* Stated exercise: Give the number of lines holding the string "components" and nothing more.

* Dataset content:

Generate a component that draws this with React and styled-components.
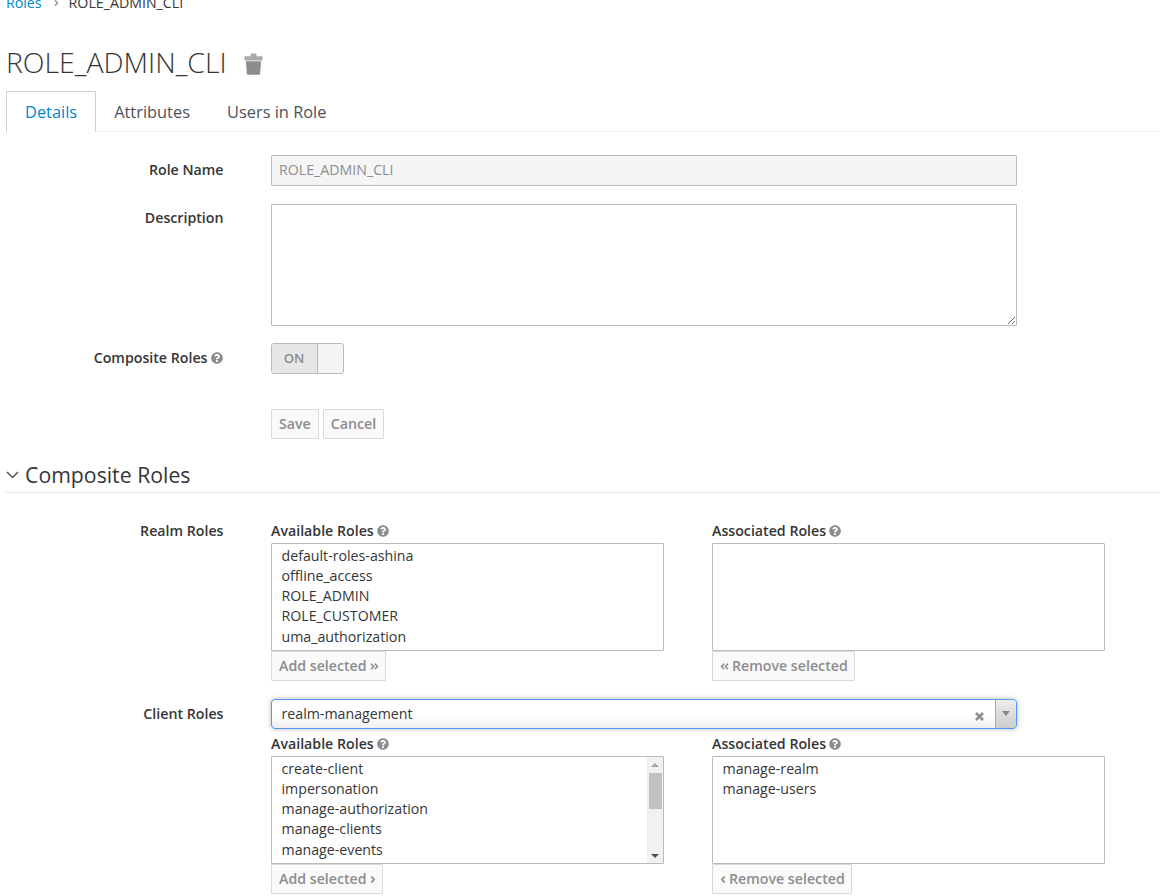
import React from 'react'
import styled, { createGlobalStyle } from 'styled-components'
import { FaQuestionCircle, FaAngleDoubleRight, FaAngleDoubleLeft, FaAngleRight, FaAngleLeft } from 'react-icons/fa'

const GlobalStyle = createGlobalStyle`
  html, body {
    margin: 0;
    height: 896px;
    overflow: hidden;
    background: #fff;
  }
  body {
    font-family: "Open Sans", "Liberation Sans", sans-serif;
    font-size: 14.2px;
    color: #363636;
  }
`

const Page = styled.div`
  width: 1160px;
  margin-top: -7px;
  padding-left: 6px;
  box-sizing: border-box;
`

const Breadcrumb = styled.nav`
  display: flex;
  align-items: center;
  height: 20px;
  font-size: 14.2px;
  line-height: 20px;
`

const Crumb = styled.a`
  color: #0088ce;
`

const CrumbSep = styled(FaAngleRight)`
  width: 9px;
  height: 10px;
  margin: 0 8px 0 10px;
  color: #9c9c9c;
`

const TitleRow = styled.div`
  display: flex;
  align-items: center;
  height: 40px;
  margin-top: 29px;
`

const Title = styled.h1`
  margin: 0;
  font-size: 28.4px;
  font-weight: 300;
  line-height: 40px;
  color: #363636;
`

const TrashSvg = styled.svg`
  width: 19px;
  height: 22px;
  margin: 3px 0 0 17px;
`

const Tabs = styled.div`
  display: flex;
  height: 41px;
  margin-top: 9px;
  border-bottom: 1px solid #ededed;
  box-sizing: border-box;
`

const Tab = styled.a`
  display: flex;
  align-items: center;
  height: ${p => (p.$active ? '41px' : '40px')};
  padding: 0 18px ${p => (p.$active ? '1px' : '0')} ${p => (p.$active ? '18px' : '17px')};
  box-sizing: border-box;
  font-size: 16.4px;
  color: ${p => (p.$active ? '#0088ce' : '#4d5258')};
  background: ${p => (p.$active ? '#fff' : 'transparent')};
  border: 1px solid ${p => (p.$active ? '#d1d1d1' : 'transparent')};
  border-bottom: 0;
`

const FormRow = styled.div`
  display: grid;
  grid-template-columns: 217.5px 746px;
  column-gap: 47.5px;
  margin-top: ${p => p.$top || 18}px;
`

const Label = styled.label`
  font-size: 14.2px;
  font-weight: 600;
  line-height: 20px;
  text-align: right;
  padding-top: ${p => p.$pad ?? 5}px;
  padding-right: ${p => p.$right || 0}px;
  color: #363636;
`

const HelpIcon = styled(FaQuestionCircle)`
  width: 12px;
  height: 12px;
  margin-left: 3px;
  color: #8b8d8f;
  vertical-align: -1px;
`

const TextInput = styled.input`
  display: block;
  width: 746px;
  height: 31px;
  padding: 0 7px 2px;
  box-sizing: border-box;
  font: 14.2px "Open Sans", sans-serif;
  color: #8b8d8f;
  background: #f5f5f5;
  border: 1px solid #bababa;
  border-radius: 1px;
  outline: none;
`

const TextArea = styled.textarea`
  display: block;
  width: 746px;
  height: 122px;
  padding: 4px 7px;
  box-sizing: border-box;
  font: 14.2px "Open Sans", sans-serif;
  background: #fff;
  border: 1px solid #bababa;
  border-radius: 1px;
  outline: none;
`

const Toggle = styled.div`
  display: flex;
  width: 73px;
  height: 31px;
  box-sizing: border-box;
  background: #f5f5f5;
  border: 1px solid #bababa;
  border-radius: 3px;
  overflow: hidden;
`

const ToggleOn = styled.span`
  display: flex;
  align-items: center;
  justify-content: center;
  width: 46px;
  padding: 0 1px 1px 0;
  box-sizing: border-box;
  font-size: 13.2px;
  font-weight: 600;
  color: #8b8d8f;
  background: #e6e6e6;
  border-right: 1px solid #bababa;
`

const ButtonRow = styled.div`
  display: flex;
  gap: 4px;
`

const Button = styled.button`
  display: inline-flex;
  align-items: center;
  gap: 3px;
  height: 30px;
  padding: 0 ${p => (p.$tight ? 6 : 7)}px 2px 7px;
  box-sizing: border-box;
  font: 600 14.2px "Open Sans", sans-serif;
  color: #8b8d8f;
  background: #fafafa;
  border: 1px solid #d9d9d9;
  border-radius: 1px;
`

const ButtonGlyph = styled.span`
  display: inline-flex;
  margin-top: 2px;
  svg {
    width: ${p => p.$size || 9}px;
    height: 11px;
  }
`

const SectionHead = styled.div`
  display: flex;
  align-items: center;
  height: 35px;
  margin-top: 18px;
  border-bottom: 1px solid #e6e6e6;
  box-sizing: content-box;
`

const SectionTitle = styled.h2`
  margin: 0 0 0 6px;
  font-size: 21.25px;
  font-weight: 400;
  line-height: 30px;
  color: #363636;
`

const ChevronSvg = styled.svg`
  width: 13px;
  height: 8px;
  margin-top: 1px;
`

const RolesRow = styled.div`
  display: grid;
  grid-template-columns: 217.5px 393px 393px;
  column-gap: 47.5px;
  margin-top: ${p => p.$top || 28}px;
`

const RoleColumns = styled.div`
  grid-column: 2 / 4;
  display: grid;
  grid-template-columns: 393px 393px;
  column-gap: 48px;
`

const RoleColumn = styled.div`
  display: flex;
  flex-direction: column;
  align-items: flex-start;
`

const ColumnTitle = styled.div`
  font-size: 14.2px;
  font-weight: 600;
  line-height: 20px;
  height: 22px;
  color: #363636;
`

const ListBox = styled.div`
  display: flex;
  width: 393px;
  height: 108px;
  box-sizing: border-box;
  background: #fff;
  border: 1px solid #bababa;
  border-radius: 1px;
  overflow: hidden;
`

const ListItems = styled.ul`
  flex: 1;
  margin: 0;
  padding: 1.6px 0 0 9.5px;
  list-style: none;
`

const ListItem = styled.li`
  height: 20.25px;
  font-size: 14.2px;
  line-height: 20px;
  white-space: nowrap;
  color: #363636;
`

const Scrollbar = styled.div`
  display: flex;
  flex-direction: column;
  align-items: center;
  width: 16px;
  background: #f1f1f1;
`

const ScrollArrow = styled.span`
  flex: none;
  width: 0;
  height: 0;
  margin: 6px 0 5px;
  border-left: 4px solid transparent;
  border-right: 4px solid transparent;
  ${p => (p.$up
    ? 'border-bottom: 4px solid #a3a3a3;'
    : 'border-top: 4px solid #505050; margin-top: auto;')}
`

const ScrollThumb = styled.div`
  width: 13px;
  height: 36px;
  margin-top: 1px;
  background: #c1c1c1;
`

const Select2 = styled.div`
  display: flex;
  align-items: center;
  height: 30px;
  box-sizing: border-box;
  padding-left: 9.5px;
  background: linear-gradient(to bottom, #fff 0%, #fff 55%, #eeeeee 100%);
  border: 1px solid #5897fb;
  border-radius: 4px;
  box-shadow: 0 0 5px rgba(0, 0, 0, 0.3);
`

const SelectValue = styled.span`
  flex: 1;
  padding-bottom: 2px;
  font-size: 14.2px;
  color: #363636;
`

const ClearSvg = styled.svg`
  width: 9px;
  height: 9px;
  margin: 5px 11px 0 0;
`

const SelectArrow = styled.span`
  display: flex;
  align-items: center;
  justify-content: center;
  width: 20px;
  height: 100%;
  background: linear-gradient(to bottom, #eeeeee, #cccccc);
  border-left: 1px solid #aaaaaa;
  border-radius: 0 4px 4px 0;
  &::after {
    content: "";
    border-left: 4px solid transparent;
    border-right: 4px solid transparent;
    border-top: 5px solid #888;
    margin-top: -2px;
  }
`

const ClientSelectRow = styled.div`
  display: grid;
  grid-template-columns: 217.5px 746px;
  column-gap: 47.5px;
  margin-top: 18px;
`

const Help = () => <HelpIcon />

const TrashIcon = () => (
  <TrashSvg viewBox="0 0 19 22">
    <path d="M6.2 3.2L6.9.6h5.2l.7 2.6h5.7v4.4H.5V3.2z" fill="#a8aaac" />
    <path d="M1.9 8.2h15.2l-1 12c-.1 1-.7 1.6-1.6 1.6h-10.1c-.9 0-1.5-.6-1.6-1.6z" fill="#8b8d8f" />
  </TrashSvg>
)

const Chevron = () => (
  <ChevronSvg viewBox="0 0 13 8">
    <path d="M1 1l5.5 5.5L12 1" fill="none" stroke="#4d5258" strokeWidth="1.5" />
  </ChevronSvg>
)

const ClearIcon = () => (
  <ClearSvg viewBox="0 0 9 9">
    <path d="M1 1l7 7M8 1L1 8" fill="none" stroke="#8b8d8f" strokeWidth="2.6" />
  </ClearSvg>
)

const RoleList = ({ items, scroll }) => (
  <ListBox>
    <ListItems>
      {items.map(item => <ListItem key={item}>{item}</ListItem>)}
    </ListItems>
    {scroll && (
      <Scrollbar>
        <ScrollArrow $up />
        <ScrollThumb />
        <ScrollArrow />
      </Scrollbar>
    )}
  </ListBox>
)

const App = () => {
  return (
    <>
      <GlobalStyle />
      <Page>
        <Breadcrumb>
          <Crumb>Roles</Crumb>
          <CrumbSep />
          <span>ROLE_ADMIN_CLI</span>
        </Breadcrumb>

        <TitleRow>
          <Title>ROLE_ADMIN_CLI</Title>
          <TrashIcon />
        </TitleRow>

        <Tabs>
          <Tab $active>Details</Tab>
          <Tab>Attributes</Tab>
          <Tab>Users in Role</Tab>
        </Tabs>

        <FormRow $top={23}>
          <Label>Role Name</Label>
          <TextInput disabled value="ROLE_ADMIN_CLI" readOnly />
        </FormRow>

        <FormRow>
          <Label $pad={4}>Description</Label>
          <TextArea />
        </FormRow>

        <FormRow $top={17}>
          <Label $pad={5} $right={1}>Composite Roles<Help /></Label>
          <Toggle>
            <ToggleOn>ON</ToggleOn>
          </Toggle>
        </FormRow>

        <FormRow $top={35}>
          <span />
          <ButtonRow>
            <Button>Save</Button>
            <Button>Cancel</Button>
          </ButtonRow>
        </FormRow>

        <SectionHead>
          <Chevron />
          <SectionTitle>Composite Roles</SectionTitle>
        </SectionHead>

        <RolesRow>
          <Label $pad={0}>Realm Roles</Label>
          <RoleColumns>
            <RoleColumn>
              <ColumnTitle>Available Roles<Help /></ColumnTitle>
              <RoleList items={['default-roles-ashina', 'offline_access', 'ROLE_ADMIN', 'ROLE_CUSTOMER', 'uma_authorization']} />
              <Button $tight>Add selected<ButtonGlyph><FaAngleDoubleRight /></ButtonGlyph></Button>
            </RoleColumn>
            <RoleColumn>
              <ColumnTitle>Associated Roles<Help /></ColumnTitle>
              <RoleList items={[]} />
              <Button $tight><ButtonGlyph><FaAngleDoubleLeft /></ButtonGlyph>Remove selected</Button>
            </RoleColumn>
          </RoleColumns>
        </RolesRow>

        <ClientSelectRow>
          <Label>Client Roles</Label>
          <Select2>
            <SelectValue>realm-management</SelectValue>
            <ClearIcon />
            <SelectArrow />
          </Select2>
        </ClientSelectRow>

        <RolesRow $top={5}>
          <span />
          <RoleColumns>
            <RoleColumn>
              <ColumnTitle>Available Roles<Help /></ColumnTitle>
              <RoleList scroll items={['create-client', 'impersonation', 'manage-authorization', 'manage-clients', 'manage-events']} />
              <Button $tight>Add selected<ButtonGlyph $size={6}><FaAngleRight /></ButtonGlyph></Button>
            </RoleColumn>
            <RoleColumn>
              <ColumnTitle>Associated Roles<Help /></ColumnTitle>
              <RoleList items={['manage-realm', 'manage-users']} />
              <Button $tight><ButtonGlyph $size={6}><FaAngleLeft /></ButtonGlyph>Remove selected</Button>
            </RoleColumn>
          </RoleColumns>
        </RolesRow>
      </Page>
    </>
  )
}

export default App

* Solved exercise: 2